While in Boston, Kimball joined the Mount Vernon Congregational Church and served as a church officer and Sunday School teacher. His class was filled with teenage boys, including Dwight L. Moody. During one of Moody's first classes, Kimball asked the attendees to turn to a specific Bible chapter in the book of John. Moody, unfamiliar with the books of the Bible or the location of John, turned instead to the front of the Bible. Classmates laughed at Moody not knowing the books of the Bible. Kimball, however, handed Moody his own Bible open to the correct passage and asked Moody to read it. Moody was greatly impressed by Kimball's kindness and continued to attend Sunday School. In 1855, after nearly a year of lessons, Kimball visited Moody at his place of employment, Holton Shoe Store, a business owned by one of Moody's uncles, and during conversation between the two in the store's stockroom, Moody was converted to Christianity. Moody was eighteen years old at his conversion.

D. L. Moody went on to evangelize worldwide and found the Northfield Seminary for Young Ladies and the Mount Hermon School for Boys, the Moody Bible Institute and Moody Publishing.

In 1868, Kimball and his family left Boston and moved to New York to work in a wholesale hardware business.

==Church debt raiser==
Kimball and his family moved to Chicago, Illinois, in 1872, the year after the Great Fire. He worked in sales for A. H. Andrews and Company, a noted office and school furniture store. In 1877, while traveling for work in northern California, Kimball was troubled upon learning that several churches in the area had high debt. He devised a plan to help reduce or eliminate the debt. Kimball became a "pioneer in the work of raising the debts" of various churches. In 1879, Kimball retired from the furniture firm to devote himself to church debt reduction.

Kimball's method of reducing debt was simple, according to one news report. He would share with the congregation reasons why debt stifles the church's work. He would then divide the total debt into manageable amounts. During a Sunday service, Kimball would publicly ask for members to volunteer to pay off specific amounts or subscriptions until the entire debt was accounted for. No one would be required to pay their subscription unless the entire debt was accounted for.

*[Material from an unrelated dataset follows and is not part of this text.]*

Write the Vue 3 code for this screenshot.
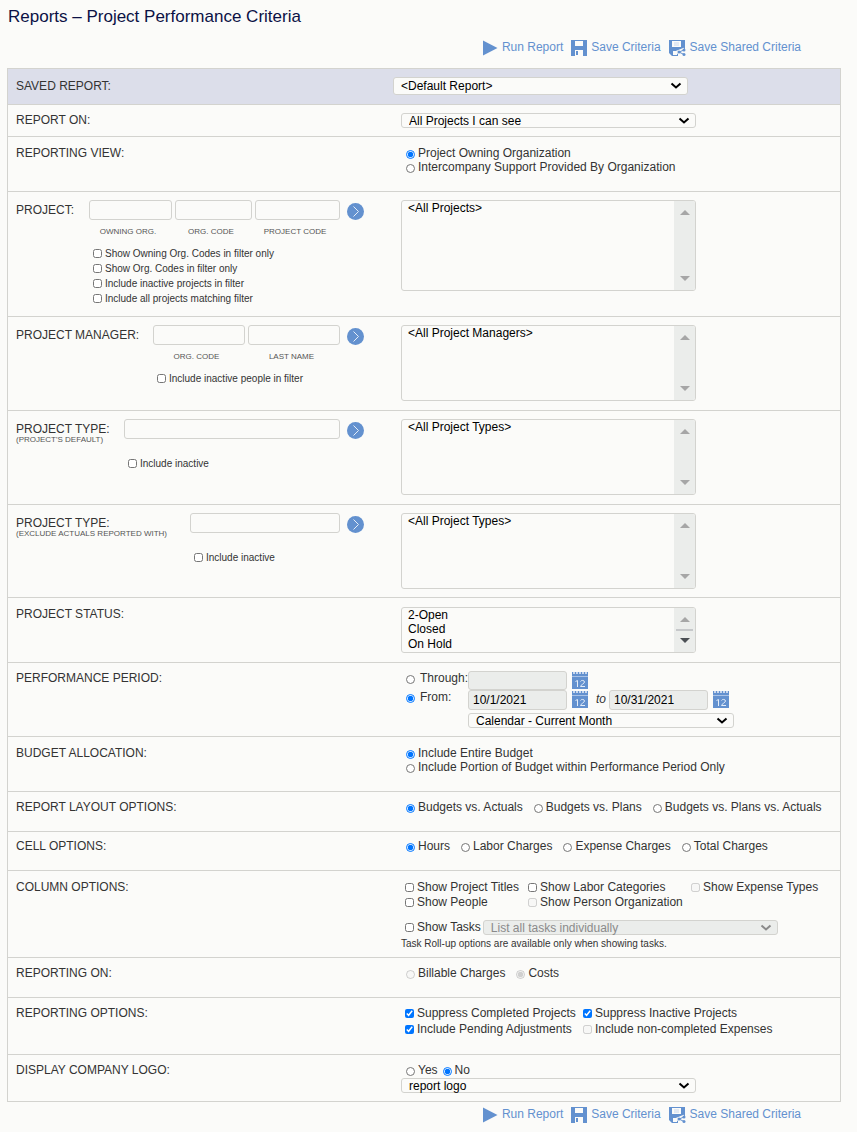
<script setup>
import { reactive } from 'vue'

const form = reactive({
  saved: 'default',
  reportOn: 'all',
  view: 'owning',
  period: 'from',
  through: '',
  from: '10/1/2021',
  to: '10/31/2021',
  range: 'month',
  budget: 'entire',
  layout: 'ba',
  cell: 'hours',
  tasks: 'individual',
  charge: 'costs',
  logo: 'no',
  logoFile: 'report'
})

const filters = [
  {
    id: 'project',
    label: 'PROJECT:',
    fields: [
      { id: 'p-owning', caption: 'OWNING ORG.', width: 83 },
      { id: 'p-org', caption: 'ORG. CODE', width: 77 },
      { id: 'p-code', caption: 'PROJECT CODE', width: 85 }
    ],
    checks: [
      'Show Owning Org. Codes in filter only',
      'Show Org. Codes in filter only',
      'Include inactive projects in filter',
      'Include all projects matching filter'
    ],
    all: '<All Projects>',
    size: 'tall'
  },
  {
    id: 'manager',
    label: 'PROJECT MANAGER:',
    fields: [
      { id: 'm-org', caption: 'ORG. CODE', width: 92 },
      { id: 'm-last', caption: 'LAST NAME', width: 92 }
    ],
    checks: ['Include inactive people in filter'],
    all: '<All Project Managers>',
    size: 'medium'
  },
  {
    id: 'type',
    label: 'PROJECT TYPE:',
    note: "(PROJECT'S DEFAULT)",
    fields: [{ id: 't-name', width: 216 }],
    checks: ['Include inactive'],
    all: '<All Project Types>',
    size: 'medium'
  },
  {
    id: 'extype',
    label: 'PROJECT TYPE:',
    note: '(EXCLUDE ACTUALS REPORTED WITH)',
    fields: [{ id: 'x-name', width: 150 }],
    checks: ['Include inactive'],
    all: '<All Project Types>',
    size: 'medium'
  }
]
const layouts = [
  ['ba', 'Budgets vs. Actuals'],
  ['bp', 'Budgets vs. Plans'],
  ['bpa', 'Budgets vs. Plans vs. Actuals']
]
const cells = [
  ['hours', 'Hours'],
  ['labor', 'Labor Charges'],
  ['expense', 'Expense Charges'],
  ['total', 'Total Charges']
]
</script>

<template>
  <svg class="defs" aria-hidden="true">
    <symbol id="i-run" viewBox="0 0 16 16"><path d="M1 .5 15.500 8 1 15.500z" fill="#6391cf" /></symbol>
    <symbol id="i-save" viewBox="0 0 16 16">
      <path d="M0 0h16v16H0z" fill="#6391cf" />
      <path d="M4 0h8v6H4zM4 10h8v6H4z" fill="#fbfbf9" />
      <path d="M4 0h8v1H4zM5 11h2v4H5z" fill="#6391cf" />
    </symbol>
    <symbol id="i-share" viewBox="0 0 17 16">
      <path d="M0 0h16v9l-7 3v4H3l-3-3z" fill="#6391cf" />
      <path d="M3 1h9v6H3zM4 11h4v4H4z" fill="#fbfbf9" />
      <path d="M5 3h5M5 5h5" stroke="#c9d8ee" />
      <path d="m15.500 9.500-6 2.500 6 2.500" stroke="#fbfbf9" stroke-width="4" fill="none" />
      <path d="m15 10-5 2 5 2.500" stroke="#6391cf" fill="none" />
      <circle cx="15" cy="10" r="1.500" fill="#6391cf" /><circle cx="10" cy="12" r="1.500" fill="#6391cf" /><circle cx="15" cy="14.500" r="1.500" fill="#6391cf" />
    </symbol>
    <symbol id="i-go" viewBox="0 0 17 17">
      <circle cx="8.500" cy="8.500" r="8.500" fill="#6391cf" />
      <path d="m6.500 3.500 5 5-5 5" stroke="#e4edf8" fill="none" />
    </symbol>
    <symbol id="i-cal" viewBox="0 0 16 17">
      <path d="M0 0h16v17H0z" fill="#6391cf" />
      <path d="M0 4.500h16" stroke="#a9c2e6" />
      <path d="M1 1h14" stroke="#c9d8ee" stroke-width="2" stroke-dasharray="2 1" />
      <path d="M3.500 9.500 5.500 8.500v6.500M8.500 9.500c.5-1.500 4-1.500 4 .5 0 1.500-4 3-4 4.500h4.500" stroke="#e4edf8" fill="none" />
    </symbol>
    <symbol id="i-chev" viewBox="0 0 12 8"><path d="m1.500 1.500 4.500 4 4.500-4" stroke="currentColor" stroke-width="2" fill="none" /></symbol>
  </svg>

  <main class="page">
    <h1>Reports – Project Performance Criteria</h1>
    <nav class="actions" aria-label="Report actions">
      <a href="#run"><svg><use href="#i-run" /></svg>Run Report</a>
      <a href="#save"><svg><use href="#i-save" /></svg>Save Criteria</a>
      <a href="#share"><svg class="wide"><use href="#i-share" /></svg>Save Shared Criteria</a>
    </nav>

    <form class="panel" @submit.prevent>
      <div class="row saved">
        <label class="title" for="saved">SAVED REPORT:</label>
        <div>
          <div class="drop large">
            <select id="saved" v-model="form.saved"><option value="default">&lt;Default Report&gt;</option></select>
            <svg><use href="#i-chev" /></svg>
          </div>
        </div>
      </div>

      <div class="row on">
        <label class="title" for="report-on">REPORT ON:</label>
        <div>
          <div class="drop">
            <select id="report-on" v-model="form.reportOn"><option value="all">All Projects I can see</option></select>
            <svg><use href="#i-chev" /></svg>
          </div>
        </div>
      </div>

      <div class="row double" role="radiogroup" aria-labelledby="view-title">
        <span id="view-title" class="title">REPORTING VIEW:</span>
        <div>
          <label class="pick"><input v-model="form.view" type="radio" name="view" value="owning" />Project Owning Organization</label>
          <label class="pick"><input v-model="form.view" type="radio" name="view" value="inter" />Intercompany Support Provided By Organization</label>
        </div>
      </div>

      <div v-for="f in filters" :key="f.id" class="row filter" :class="[f.size, f.id]">
        <div class="criteria">
          <label class="title" :for="f.fields[0].id">{{ f.label }}<small v-if="f.note">{{ f.note }}</small></label>
          <div class="search">
            <div class="fields">
              <div v-for="x in f.fields" :key="x.id" :style="{ width: x.width + 'px' }">
                <input :id="x.id" class="text" type="text" :aria-label="x.caption || f.label" />
                <label v-if="x.caption" class="caption" :for="x.id">{{ x.caption }}</label>
              </div>
            </div>
            <div class="checks" :class="{ apart: f.note }">
              <label v-for="c in f.checks" :key="c" class="check small"><input type="checkbox" />{{ c }}</label>
            </div>
          </div>
          <button class="go" type="button" aria-label="Find"><svg><use href="#i-go" /></svg></button>
        </div>
        <div>
          <div class="list" :class="f.size">
            <select size="4" multiple :aria-label="f.label"><option>{{ f.all }}</option></select>
            <span class="bar"><i class="up"></i><i class="down"></i></span>
          </div>
        </div>
      </div>

      <div class="row status">
        <label class="title" for="status">PROJECT STATUS:</label>
        <div>
          <div class="list short">
            <select id="status" size="3" multiple><option>2-Open</option><option>Closed</option><option>On Hold</option></select>
            <span class="bar"><i class="up"></i><i class="thumb"></i><i class="down active"></i></span>
          </div>
        </div>
      </div>

      <div class="row period" role="group" aria-labelledby="period-title">
        <span id="period-title" class="title">PERFORMANCE PERIOD:</span>
        <div>
          <div class="dates">
            <label class="pick"><input v-model="form.period" type="radio" name="period" value="through" />Through:</label>
            <input v-model="form.through" class="text" type="text" aria-label="Through date" disabled />
            <button type="button" aria-label="Pick through date"><svg><use href="#i-cal" /></svg></button>
          </div>
          <div class="dates">
            <label class="pick"><input v-model="form.period" type="radio" name="period" value="from" />From:</label>
            <input v-model="form.from" class="text" type="text" aria-label="From date" readonly />
            <button type="button" aria-label="Pick from date"><svg><use href="#i-cal" /></svg></button>
            <label class="to" for="to-date">to</label>
            <input id="to-date" v-model="form.to" class="text" type="text" readonly />
            <button type="button" aria-label="Pick to date"><svg><use href="#i-cal" /></svg></button>
          </div>
          <div class="drop range">
            <select v-model="form.range" aria-label="Date range"><option value="month">Calendar - Current Month</option></select>
            <svg><use href="#i-chev" /></svg>
          </div>
        </div>
      </div>

      <div class="row double" role="radiogroup" aria-labelledby="budget-title">
        <span id="budget-title" class="title">BUDGET ALLOCATION:</span>
        <div>
          <label class="pick"><input v-model="form.budget" type="radio" name="budget" value="entire" />Include Entire Budget</label>
          <label class="pick"><input v-model="form.budget" type="radio" name="budget" value="portion" />Include Portion of Budget within Performance Period Only</label>
        </div>
      </div>

      <div class="row single" role="radiogroup" aria-labelledby="layout-title">
        <span id="layout-title" class="title">REPORT LAYOUT OPTIONS:</span>
        <div class="line">
          <label v-for="[v, t] in layouts" :key="v" class="pick"><input v-model="form.layout" type="radio" name="layout" :value="v" />{{ t }}</label>
        </div>
      </div>

      <div class="row cell" role="radiogroup" aria-labelledby="cell-title">
        <span id="cell-title" class="title">CELL OPTIONS:</span>
        <div class="line">
          <label v-for="[v, t] in cells" :key="v" class="pick"><input v-model="form.cell" type="radio" name="cell" :value="v" />{{ t }}</label>
        </div>
      </div>

      <div class="row columns" role="group" aria-labelledby="column-title">
        <span id="column-title" class="title">COLUMN OPTIONS:</span>
        <div>
          <div class="three">
            <label class="check"><input type="checkbox" />Show Project Titles</label>
            <label class="check"><input type="checkbox" />Show Labor Categories</label>
            <label class="check"><input type="checkbox" disabled />Show Expense Types</label>
            <label class="check"><input type="checkbox" />Show People</label>
            <label class="check"><input type="checkbox" disabled />Show Person Organization</label>
          </div>
          <div class="tasks">
            <label class="check"><input type="checkbox" />Show Tasks</label>
            <div class="drop off">
              <select v-model="form.tasks" aria-label="Task roll-up" disabled><option value="individual">List all tasks individually</option></select>
              <svg><use href="#i-chev" /></svg>
            </div>
          </div>
          <p class="hint">Task Roll-up options are available only when showing tasks.</p>
        </div>
      </div>

      <div class="row single" role="radiogroup" aria-labelledby="charge-title">
        <span id="charge-title" class="title">REPORTING ON:</span>
        <div class="line">
          <label class="pick"><input v-model="form.charge" type="radio" name="charge" value="billable" disabled />Billable Charges</label>
          <label class="pick"><input v-model="form.charge" type="radio" name="charge" value="costs" disabled />Costs</label>
        </div>
      </div>

      <div class="row options" role="group" aria-labelledby="options-title">
        <span id="options-title" class="title">REPORTING OPTIONS:</span>
        <div class="two">
          <label class="check"><input type="checkbox" checked />Suppress Completed Projects</label>
          <label class="check"><input type="checkbox" checked />Suppress Inactive Projects</label>
          <label class="check"><input type="checkbox" checked />Include Pending Adjustments</label>
          <label class="check"><input type="checkbox" disabled />Include non-completed Expenses</label>
        </div>
      </div>

      <div class="row logo" role="group" aria-labelledby="logo-title">
        <span id="logo-title" class="title">DISPLAY COMPANY LOGO:</span>
        <div>
          <div class="line tight">
            <label class="pick"><input v-model="form.logo" type="radio" name="logo" value="yes" />Yes</label>
            <label class="pick"><input v-model="form.logo" type="radio" name="logo" value="no" />No</label>
          </div>
          <div class="drop">
            <select v-model="form.logoFile" aria-label="Logo"><option value="report">report logo</option></select>
            <svg><use href="#i-chev" /></svg>
          </div>
        </div>
      </div>
    </form>

    <nav class="actions bottom" aria-label="Report actions, bottom">
      <a href="#run"><svg><use href="#i-run" /></svg>Run Report</a>
      <a href="#save"><svg><use href="#i-save" /></svg>Save Criteria</a>
      <a href="#share"><svg class="wide"><use href="#i-share" /></svg>Save Shared Criteria</a>
    </nav>
  </main>
</template>

<style>
body {
  background: #fbfbf9;
}
</style>

<style scoped>
.defs {
  position: absolute;
  width: 0;
  height: 0;
}
.page,
.page input,
.page select {
  font-family: "Liberation Sans", Arial, sans-serif;
  font-size: 12px;
}
.page {
  padding: 8px 16px 8px 7px;
  line-height: 14px;
  color: #333;
  box-sizing: border-box;
}
.page * {
  box-sizing: border-box;
}
.page h1 {
  margin: 0 0 12px 1px;
  font-size: 17px;
  line-height: 18px;
  font-weight: 400;
  color: #0b1145;
}
.actions {
  display: flex;
  justify-content: flex-end;
  gap: 8px;
  padding-right: 40px;
  margin-bottom: 12px;
}
.actions.bottom {
  margin: 3px 0 0;
}
.actions a {
  display: flex;
  align-items: center;
  gap: 4px;
  line-height: 18px;
  color: #6391cf;
  text-decoration: none;
}
.actions svg {
  width: 16px;
  height: 16px;
  margin-top: 2px;
}
.actions svg.wide {
  width: 17px;
}
.panel {
  border: 1px solid #d3d3cf;
}
.row {
  display: grid;
  grid-template-columns: 393px 1fr;
  align-items: start;
  padding: 8px 0;
}
.row + .row {
  border-top: 1px solid #d3d3cf;
}
.row > .title,
.criteria > .title {
  padding-left: 8px;
}
.saved {
  background: #dcdeea;
  grid-template-columns: 385px 1fr;
  padding-bottom: 9px;
}
.saved .title {
  padding-top: 2px;
}
.row.double {
  padding: 9px 0 17px;
}
.row.single,
.row.options {
  padding-bottom: 17px;
}
.row.cell {
  padding: 7px 0 17px;
}
.row.filter {
  padding-bottom: 9px;
}
.row.filter.tall {
  padding-bottom: 10px;
}
.row.filter.extype {
  padding-bottom: 8px;
}
.row.status {
  padding: 9px 0;
}
.title small {
  display: block;
  font-size: 8px;
  line-height: 8px;
  color: #555;
}

.drop {
  display: grid;
  align-items: center;
  width: 295px;
  height: 15px;
  color: #000;
  background: #fbfbf9;
  border: 1px solid #d3d3cf;
  border-radius: 3px;
}
.drop.large {
  height: 18px;
}
.drop.off {
  background: #ebedeb;
  color: #8a8a8a;
}
.drop select {
  grid-area: 1 / 1;
  width: 100%;
  height: 16px;
  margin: -2px 0;
  padding: 0 7px;
  appearance: none;
  border: 0;
  background: none;
  color: inherit;
  opacity: 1;
}
.drop svg {
  grid-area: 1 / 1;
  justify-self: end;
  width: 12px;
  height: 8px;
  margin-right: 5px;
  pointer-events: none;
}
.text {
  display: block;
  width: 100%;
  height: 20px;
  padding: 0 4px;
  color: #000;
  background: #fbfbf9;
  border: 1px solid #d3d3cf;
  border-radius: 3px;
}

.pick,
.check {
  display: flex;
  gap: 3px;
}
.pick input {
  flex: none;
  width: 9px;
  height: 9px;
  margin: 4px 0 0 5px;
}
.check {
  line-height: 15px;
}
.check input {
  flex: none;
  width: 9px;
  height: 9px;
  margin: 3px 0 0 4px;
}
.small {
  font-size: 10px;
}
.line {
  display: flex;
  gap: 6px;
}
.line.tight {
  gap: 0;
  margin-bottom: 1px;
}

.criteria {
  display: flex;
  align-items: flex-start;
  padding-right: 37px;
}
.criteria > .title {
  padding-top: 3px;
}
.search {
  margin-left: auto;
}
.fields {
  display: flex;
  gap: 3px;
}
.caption {
  display: block;
  margin-top: 7px;
  padding-right: 5px;
  font-size: 8px;
  line-height: 10px;
  text-align: center;
  color: #555;
}
.checks {
  margin-top: 9px;
}
.checks.apart {
  margin-top: 17px;
}
button {
  padding: 0;
  border: 0;
  background: none;
}
button svg {
  display: block;
  width: 16px;
  height: 17px;
}
.go {
  margin: 3px 0 0 7px;
}
.go svg {
  width: 17px;
}

.list {
  display: flex;
  width: 295px;
  overflow: hidden;
  border: 1px solid #d3d3cf;
  border-radius: 3px;
}
.list.tall {
  height: 91px;
}
.list.medium {
  height: 76px;
}
.list.short {
  height: 46px;
}
.list select {
  flex: 1;
  height: 100%;
  padding: 0;
  border: 0;
  background: none;
  color: #000;
  overflow: hidden;
}
.list option {
  padding: 0 6px;
  color: #000;
}
.bar {
  display: flex;
  flex-direction: column;
  align-items: center;
  justify-content: space-between;
  width: 21px;
  padding: 9px 0;
  background: #ebedeb;
}
.up,
.down {
  border: 5px solid transparent;
  border-top-width: 0;
  border-bottom-color: #a6a6a6;
}
.down {
  border-width: 5px 5px 0;
  border-color: #a6a6a6 transparent transparent;
}
.down.active {
  border-top-color: #4b4f54;
}
.thumb {
  width: 17px;
  height: 2px;
  background: #c6c8ca;
}

.dates {
  display: flex;
  align-items: flex-start;
}
.dates .pick {
  width: 67px;
  gap: 5px;
}
.dates .text {
  width: 99px;
  background: #ebedeb;
}
.dates .text:disabled {
  height: 19px;
}
.dates button {
  margin: 1px 0 0 5px;
}
.to {
  padding: 2px 3px 0 8px;
  font-style: italic;
}
.drop.range {
  width: 266px;
  margin: 3px 0 0 67px;
}
.row.columns {
  padding: 9px 0 6px;
}
.three {
  display: grid;
  grid-template-columns: 123px 163px 1fr;
}
.tasks {
  display: flex;
  gap: 2px;
  margin-top: 10px;
}
.hint {
  margin: 2px 0 0;
  font-size: 10px;
}
.two {
  display: grid;
  grid-template-columns: 178px 1fr;
  row-gap: 1px;
}
</style>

During the twenty-four years Kimball assisted churches, he raised $15 million to eliminate church debts. Churches included First Congregational Church of Oakland (CA) for $45,000, New York Presbyterian Church for $110,000, Union Park Congregational Church of Chicago for $30,000 and at least twenty others.

==Family==
Kimball and his first wife, Emma J. Henchman, had four children: Ella, Richard Henry, Edward Harris, and Harriet. Around 1871, Richard Henry, who later became a prominent Chicago dentist, was visiting an uncle in Worcester, Massachusetts, and attended a missions service conducted by Moody. Henry, as he was known, introduced himself to Moody as the son of Moody's old Sunday School teacher. Moody asked if Henry was a Christian, and when Henry said he was not sure, Moody spoke with him and eventually converted Henry to Christianity. Henry was seventeen years old at his conversion.

Kimball married twice. His first wife, Emma, died in 1871. He married his second wife, Laura L. Harris of Brooklyn, New York, in 1873. Kimball died in 1901 after a short illness and was buried at Rosehill Cemetery and Mausoleum in Chicago, Illinois.

==Legacy==
Kimball's conversion of Moody to Christianity has been used as an example of the influence that one "ordinary" individual can have in spreading Christianity through evangelism. Religious scholars have noted the "direct chain" and growth in the number of Christian believers from Kimball's conversion of Moody to the conversion of evangelist Billy Graham. One scholar noted Moody preached in England at the church of F. B. Meyer and "revolutionized" Meyer's ministry. J. Wilbur Chapman, who later heard Meyer preach, was inspired to evangelize. Chapman was also associated with the YMCA, where he met former National League baseball outfielder Billy Sunday, who later converted to Christianity and worked with Chapman for two years on his Christian crusades. At one of Billy Sunday's own crusades, Mordecai Ham was asked to preach. One sixteen-year-old boy was in the audience and was converted to Christianity by Ham. This boy, Billy Graham, later also became an evangelist.